* [Raw data]

----

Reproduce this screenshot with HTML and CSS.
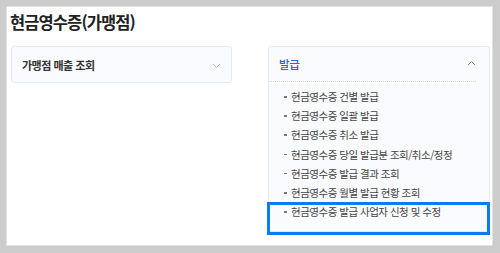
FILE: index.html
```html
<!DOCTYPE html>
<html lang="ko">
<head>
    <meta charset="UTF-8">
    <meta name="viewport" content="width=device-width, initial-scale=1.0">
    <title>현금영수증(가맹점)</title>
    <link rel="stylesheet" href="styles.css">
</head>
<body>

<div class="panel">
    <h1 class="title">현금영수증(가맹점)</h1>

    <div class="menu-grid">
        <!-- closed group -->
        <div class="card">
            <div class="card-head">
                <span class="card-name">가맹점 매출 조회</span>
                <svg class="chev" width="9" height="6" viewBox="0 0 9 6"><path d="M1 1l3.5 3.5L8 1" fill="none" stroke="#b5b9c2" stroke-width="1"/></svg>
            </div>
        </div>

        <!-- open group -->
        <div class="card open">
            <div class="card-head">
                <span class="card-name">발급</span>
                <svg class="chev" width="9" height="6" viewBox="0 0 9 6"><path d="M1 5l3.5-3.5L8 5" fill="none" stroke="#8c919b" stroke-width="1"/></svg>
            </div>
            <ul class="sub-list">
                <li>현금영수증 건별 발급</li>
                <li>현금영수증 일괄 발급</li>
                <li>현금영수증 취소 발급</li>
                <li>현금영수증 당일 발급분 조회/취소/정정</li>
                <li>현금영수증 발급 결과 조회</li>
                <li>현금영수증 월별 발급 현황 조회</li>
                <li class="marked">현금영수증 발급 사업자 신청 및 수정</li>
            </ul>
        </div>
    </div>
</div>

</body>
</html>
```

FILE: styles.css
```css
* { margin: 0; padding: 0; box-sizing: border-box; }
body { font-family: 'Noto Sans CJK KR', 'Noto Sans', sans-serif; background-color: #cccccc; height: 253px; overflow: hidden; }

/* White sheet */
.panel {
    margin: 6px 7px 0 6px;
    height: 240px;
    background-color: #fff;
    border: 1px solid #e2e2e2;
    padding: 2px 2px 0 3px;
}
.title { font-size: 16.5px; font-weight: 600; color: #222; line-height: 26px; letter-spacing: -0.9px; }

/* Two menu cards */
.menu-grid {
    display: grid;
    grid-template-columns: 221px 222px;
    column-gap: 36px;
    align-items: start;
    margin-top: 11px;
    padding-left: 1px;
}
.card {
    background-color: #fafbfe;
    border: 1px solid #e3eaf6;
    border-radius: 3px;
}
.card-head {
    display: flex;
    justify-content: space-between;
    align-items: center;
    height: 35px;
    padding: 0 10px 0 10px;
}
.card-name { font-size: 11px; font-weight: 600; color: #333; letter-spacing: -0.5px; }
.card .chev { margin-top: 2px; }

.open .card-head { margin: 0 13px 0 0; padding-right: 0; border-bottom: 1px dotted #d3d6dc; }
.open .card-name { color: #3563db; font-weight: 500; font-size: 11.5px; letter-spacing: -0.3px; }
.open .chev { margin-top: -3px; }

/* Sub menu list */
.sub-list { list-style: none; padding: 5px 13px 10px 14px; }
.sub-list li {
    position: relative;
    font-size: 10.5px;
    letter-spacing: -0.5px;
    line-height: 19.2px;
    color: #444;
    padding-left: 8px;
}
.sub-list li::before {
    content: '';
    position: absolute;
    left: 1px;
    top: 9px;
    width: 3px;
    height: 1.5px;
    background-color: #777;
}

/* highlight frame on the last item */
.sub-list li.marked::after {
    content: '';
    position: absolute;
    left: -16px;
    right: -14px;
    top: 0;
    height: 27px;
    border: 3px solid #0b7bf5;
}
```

----

Go through the listing above and quote it exactly, apart from its images.

* [Written solution]
Reproduce this screenshot with HTML and CSS.
FILE: index.html
```html
<!DOCTYPE html>
<html lang="ko">
<head>
    <meta charset="UTF-8">
    <meta name="viewport" content="width=device-width, initial-scale=1.0">
    <title>현금영수증(가맹점)</title>
    <link rel="stylesheet" href="styles.css">
</head>
<body>

<div class="panel">
    <h1 class="title">현금영수증(가맹점)</h1>

    <div class="menu-grid">
        <!-- closed group -->
        <div class="card">
            <div class="card-head">
                <span class="card-name">가맹점 매출 조회</span>
                <svg class="chev" width="9" height="6" viewBox="0 0 9 6"><path d="M1 1l3.5 3.5L8 1" fill="none" stroke="#b5b9c2" stroke-width="1"/></svg>
            </div>
        </div>

        <!-- open group -->
        <div class="card open">
            <div class="card-head">
                <span class="card-name">발급</span>
                <svg class="chev" width="9" height="6" viewBox="0 0 9 6"><path d="M1 5l3.5-3.5L8 5" fill="none" stroke="#8c919b" stroke-width="1"/></svg>
            </div>
            <ul class="sub-list">
                <li>현금영수증 건별 발급</li>
                <li>현금영수증 일괄 발급</li>
                <li>현금영수증 취소 발급</li>
                <li>현금영수증 당일 발급분 조회/취소/정정</li>
                <li>현금영수증 발급 결과 조회</li>
                <li>현금영수증 월별 발급 현황 조회</li>
                <li class="marked">현금영수증 발급 사업자 신청 및 수정</li>
            </ul>
        </div>
    </div>
</div>

</body>
</html>
```

FILE: styles.css
```css
* { margin: 0; padding: 0; box-sizing: border-box; }
body { font-family: 'Noto Sans CJK KR', 'Noto Sans', sans-serif; background-color: #cccccc; height: 253px; overflow: hidden; }

/* White sheet */
.panel {
    margin: 6px 7px 0 6px;
    height: 240px;
    background-color: #fff;
    border: 1px solid #e2e2e2;
    padding: 2px 2px 0 3px;
}
.title { font-size: 16.5px; font-weight: 600; color: #222; line-height: 26px; letter-spacing: -0.9px; }

/* Two menu cards */
.menu-grid {
    display: grid;
    grid-template-columns: 221px 222px;
    column-gap: 36px;
    align-items: start;
    margin-top: 11px;
    padding-left: 1px;
}
.card {
    background-color: #fafbfe;
    border: 1px solid #e3eaf6;
    border-radius: 3px;
}
.card-head {
    display: flex;
    justify-content: space-between;
    align-items: center;
    height: 35px;
    padding: 0 10px 0 10px;
}
.card-name { font-size: 11px; font-weight: 600; color: #333; letter-spacing: -0.5px; }
.card .chev { margin-top: 2px; }

.open .card-head { margin: 0 13px 0 0; padding-right: 0; border-bottom: 1px dotted #d3d6dc; }
.open .card-name { color: #3563db; font-weight: 500; font-size: 11.5px; letter-spacing: -0.3px; }
.open .chev { margin-top: -3px; }

/* Sub menu list */
.sub-list { list-style: none; padding: 5px 13px 10px 14px; }
.sub-list li {
    position: relative;
    font-size: 10.5px;
    letter-spacing: -0.5px;
    line-height: 19.2px;
    color: #444;
    padding-left: 8px;
}
.sub-list li::before {
    content: '';
    position: absolute;
    left: 1px;
    top: 9px;
    width: 3px;
    height: 1.5px;
    background-color: #777;
}

/* highlight frame on the last item */
.sub-list li.marked::after {
    content: '';
    position: absolute;
    left: -16px;
    right: -14px;
    top: 0;
    height: 27px;
    border: 3px solid #0b7bf5;
}
```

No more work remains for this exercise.